SWHarden.com

The personal website of Scott W Harden

Generate Apache-Style HTTP Access Logs via SQL and PHP

Does your web hosting company block access to access.log, the text file containing raw website log files? If so, you’re like me, and it sucks. There’s a plethora of gorgeous and extremely insightful website traffic analyzers, but all of them require access to raw HTTP access logs. Today I propose a semi-efficient way to generate such logs utilizing PHP to determine page load data (time, user IP, requested page, referring page, user client, etc) and SQL to save such data for easy retrieval later. Note that this method is a HUGE improvement of my previous project which used PHP scripts to store HTTP access logs as flat files. Although it worked in theory, in all practicality the process of opening, writing to, and closing a text file (which grew a few MB a week) was too cumbersome for my server to comfortable handle. The method described on this page utilizes SQL, a database engine well-suited to meet these exact demands. When we’re done, you’ll be able to use a web interface to view your access log (pictured, converting long, complicated search queries to web search and image search strings automatically), or have the option to export it directly to an access.log text file in a standard Apache-style format.

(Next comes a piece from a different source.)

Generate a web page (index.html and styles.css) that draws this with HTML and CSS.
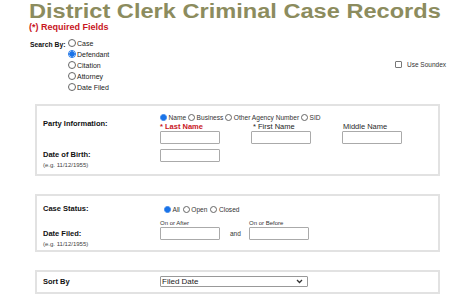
FILE: index.html
```html
<!DOCTYPE html>
<html>
<head>
<meta charset="utf-8">
<link rel="stylesheet" href="styles.css">
</head>
<body>
<div class="page">
  <h1 class="title"><span class="title-text">District Clerk Criminal Case Records</span></h1>
  <div class="req">(*) Required Fields</div>
  <div class="search">
    <div class="search-label">Search By:</div>
    <div class="search-opts">
      <label class="opt"><span class="radio"></span>Case</label>
      <label class="opt"><span class="radio on"></span>Defendant</label>
      <label class="opt"><span class="radio"></span>Citation</label>
      <label class="opt"><span class="radio"></span>Attorney</label>
      <label class="opt"><span class="radio"></span>Date Filed</label>
    </div>
    <label class="soundex"><span class="check"></span>Use Soundex</label>
  </div>

  <div class="box box1">
    <div class="row row-party">
      <div class="lbl">Party Information:</div>
      <div class="fields">
        <div class="radios">
          <label class="ropt"><span class="radio on"></span>Name</label>
          <label class="ropt"><span class="radio"></span>Business</label>
          <label class="ropt"><span class="radio"></span>Other Agency Number</label>
          <label class="ropt"><span class="radio"></span>SID</label>
        </div>
        <div class="names">
          <div class="fld f-last"><div class="flbl red">* Last Name</div><div class="inp"></div></div>
          <div class="fld f-first"><div class="flbl">* First Name</div><div class="inp"></div></div>
          <div class="fld f-mid"><div class="flbl"><span class="plain">Middle Name</span></div><div class="inp"></div></div>
        </div>
      </div>
    </div>
    <div class="row row-dob">
      <div class="lbl">Date of Birth:<div class="hint">(e.g. 11/12/1955)</div></div>
      <div class="fields"><div class="inp"></div></div>
    </div>
  </div>

  <div class="box box2">
    <div class="row row-status">
      <div class="lbl">Case Status:</div>
      <div class="radios">
        <label class="ropt"><span class="radio on"></span>All</label>
        <label class="ropt"><span class="radio"></span>Open</label>
        <label class="ropt"><span class="radio"></span>Closed</label>
      </div>
    </div>
    <div class="row row-filed">
      <div class="lbl">Date Filed:<div class="hint">(e.g. 11/12/1955)</div></div>
      <div class="dates">
        <div class="fld"><div class="slbl">On or After</div><div class="inp"></div></div>
        <div class="and">and</div>
        <div class="fld"><div class="slbl">On or Before</div><div class="inp"></div></div>
      </div>
    </div>
  </div>

  <div class="box box3">
    <div class="row row-sort">
      <div class="lbl">Sort By</div>
      <div class="select"><span>Filed Date</span>
        <svg width="7" height="5" viewBox="0 0 7 5"><path d="M1 1 L3.5 3.5 L6 1" fill="none" stroke="#333" stroke-width="1.3"/></svg>
      </div>
    </div>
  </div>
</div>
</body>
</html>
```

FILE: styles.css
```css
* { box-sizing: border-box; }
body {
  margin: 0;
  font-family: "Liberation Sans", Arial, sans-serif;
  color: #111;
  background: #fff;
  overflow: hidden;
}
.page { padding: 0 0 0 29px; width: 474px; }
.title {
  margin: 0;
  height: 22px;
  font-size: 20px;
  line-height: 22px;
  font-weight: bold;
  color: #8c8c5e;
  white-space: nowrap;
}
.title-text {
  display: inline-block;
  transform: scaleX(1.18);
  transform-origin: left center;
}
.req {
  margin-top: -1px;
  font-size: 9px;
  line-height: 12px;
  font-weight: bold;
  color: #c8161e;
}
.search {
  display: flex;
  margin-top: 5px;
  height: 65px;
  position: relative;
}
.search-label {
  width: 39px;
  padding-left: 1px;
  font-size: 6.8px;
  font-weight: bold;
  line-height: 11px;
  padding-top: 1px;
}
.search-opts { display: flex; flex-direction: column; }
.opt {
  display: flex;
  align-items: center;
  height: 11px;
  font-size: 7px;
  color: #222;
}
.radio {
  display: inline-block;
  width: 8px;
  height: 8px;
  border: 1px solid #666;
  border-radius: 50%;
  margin-right: 1px;
  background: #fff;
  flex: none;
}
.radio.on {
  border-color: #1a73e8;
  background: radial-gradient(circle, #1a73e8 0 2.5px, #fff 2.8px 100%);
}
.opt .radio { margin-right: 1px; position: relative; top: -1px; }
.soundex {
  position: absolute;
  left: 366px;
  top: 23px;
  display: flex;
  align-items: center;
  font-size: 6.5px;
  color: #333;
}
.check {
  width: 7px;
  height: 7px;
  border: 1px solid #777;
  border-radius: 1px;
  margin-right: 5px;
}
.box {
  width: 405px;
  margin-left: 6px;
  border: 2px solid #e2e2e2;
  padding: 0 0 0 6px;
}
.box1 { margin-top: 1px; height: 72px; }
.box2 { margin-top: 18px; height: 58px; }
.box3 { margin-top: 18px; height: 24px; }
.row { display: flex; }
.lbl {
  width: 117px;
  flex: none;
  font-size: 7.5px;
  font-weight: bold;
  line-height: 10px;
  color: #111;
}
.hint {
  font-size: 6px;
  font-weight: normal;
  color: #444;
  line-height: 10px;
}
.row-party { padding-top: 7px; }
.row-party .lbl { padding-top: 6px; }
.radios { display: flex; align-items: center; height: 9px; }
.ropt {
  display: flex;
  align-items: center;
  font-size: 6.6px;
  color: #333;
  margin-right: 2px;
}
.ropt .radio { width: 7px; height: 7px; margin-right: 1.5px; }
.names { display: flex; }
.fld { display: flex; flex-direction: column; }
.flbl {
  font-size: 7.5px;
  line-height: 9px;
  height: 9px;
  color: #222222;
}
.flbl.red { color: #c8161e; font-weight: bold; }
.f-first .flbl { padding-left: 2px; }
.plain { color: #2a2a2a; }
.inp {
  width: 60px;
  height: 13px;
  border: 1px solid #aaa;
  border-radius: 1px;
  background: #fff;
}
.f-last { margin-right: 31px; }
.f-first { margin-right: 31px; }
.f-mid .flbl { padding-left: 1px; }
.row-dob { margin-top: 5px; }
.row-dob .lbl { padding-top: 1px; }
.row-status { padding-top: 8px; align-items: center; }
.row-status .radios { margin-left: 4px; }
.row-status .ropt { margin-right: 3px; }
.row-filed { margin-top: 5px; }
.row-filed .lbl { padding-top: 10px; }
.dates { display: flex; align-items: flex-end; align-self: flex-start; }
.slbl { font-size: 6px; line-height: 8px; color: #333; }
.and { font-size: 6.5px; color: #333; width: 29px; padding-left: 10px; line-height: 13px; }
.row-sort { align-items: center; padding-top: 4px; }
.row-sort .lbl { padding-top: 1px; }
.select {
  width: 148px;
  height: 11px;
  border: 1px solid #999;
  border-radius: 1px;
  display: flex;
  align-items: center;
  justify-content: space-between;
  padding: 0 4px 0 1px;
  font-size: 8px;
  color: #222;
}
```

First, make sure your database is structured appropriately. This page is written for those with a working knowledge of PHP and SQL, but if you’re new to the field I encourage you to learn! W3Schools.com is an awesome resource to rapidly learn new languages. Also, when starting-out with SQL (like me), phpMyAdmin is a awesome. The code, as it’s currently written (below) is designed to store data in the “nibjb” database under the “logs” table. Briefly, it uses PHP to determine user data (time, ip, requested page, etc.) and injects this information into the SQL database. In fact, it’s doing it to you right now! Don’t believe me? View the source of this web page and scroll to the bottom. BAM! There you are.

// logme.php
<?php

if ( !isset($wp_did_header) ) {
    $wp_did_header = true;
    require_once( '/home/content/n/i/b/nibjb/html/blog/wp-load.php' );
    //wp();
    //require_once( '/home/content/n/i/b/nibjb/html/blog/wp-includes/template-loader.php' );
}

function logwriter_handlevar($varname,$defaultvalue){
    $tempvar = getenv($varname);
    if(!empty($tempvar)) {
        return $tempvar;
    } else {
        return $defaultvalue;
    }
}

if (!empty($REMOTE_HOST)) {
$logwriter_remote_vistor = $REMOTE_HOST;
}else{
$logwriter_remote_vistor = logwriter_handlevar("REMOTE_ADDR","-");
}

$logwriter_remote_ident = logwriter_handlevar("REMOTE_IDENT","-");
$logwriter_remote_user = logwriter_handlevar("REMOTE_USER","-");
$logwriter_date = date("d/M/Y:H:i:s");
$logwriter_request_method = logwriter_handlevar("REQUEST_METHOD","GET");
$logwriter_request_uri = logwriter_handlevar("REQUEST_URI","");
$logwriter_server_protocol = logwriter_handlevar("SERVER_PROTOCOL","HTTP/1.1");
$logwriter_http_referer = logwriter_handlevar("HTTP_REFERER","-");
$logwriter_http_user_agent = logwriter_handlevar("HTTP_USER_AGENT","");
$logwriter_logstring = "$logwriter_remote_vistor $logwriter_remote_ident $logwriter_remote_user [$logwriter_date $logwriter_timezone] "$logwriter_request_method $logwriter_request_uri $logwriter_server_protocol" 200 - "$logwriter_http_referer" "$logwriter_http_user_agent"n";
?>

<?php
$username="YOUR_USERNAME";
$password="YOUR_PASSWORD";
$database="nibjb";
mysql_connect('mysql157.secureserver.net',$username,$password);
//mysql_connect(localhost,$username,$password);

$query = "INSERT INTO logs VALUES ('','$logwriter_date','$logwriter_remote_vistor','$logwriter_request_method','$logwriter_request_uri','$logwriter_server_protocol','$logwriter_http_referer','$logwriter_http_user_agent')";
mysql_query($query);
mysql_close();
?>

<!--
LOG DETAILS:
time: <?php echo($logwriter_date); ?>
vistor: <?php echo($logwriter_remote_vistor); ?>
method: <?php echo($logwriter_request_method); ?>
request: <?php echo($logwriter_request_uri); ?>
protocol: <?php echo($logwriter_server_protocol); ?>
referrer: <?php echo($logwriter_http_referer); ?>
agent: <?php echo($logwriter_http_user_agent); ?>
HTML LOG LINE:
<?php echo($logwriter_logstring); ?>
-->

All right, that was easy. Every time we load logme.php, it adds the data to the SQL database. To add data every time you go to a particular web page, you could use a PHP include() statement in each webpage, or you could take advantage of the PHP’s auto_append_file feature! Simply insert the following line into your php.ini file if you have access to yours:

auto_append_file = "/path/to/html/logme.php"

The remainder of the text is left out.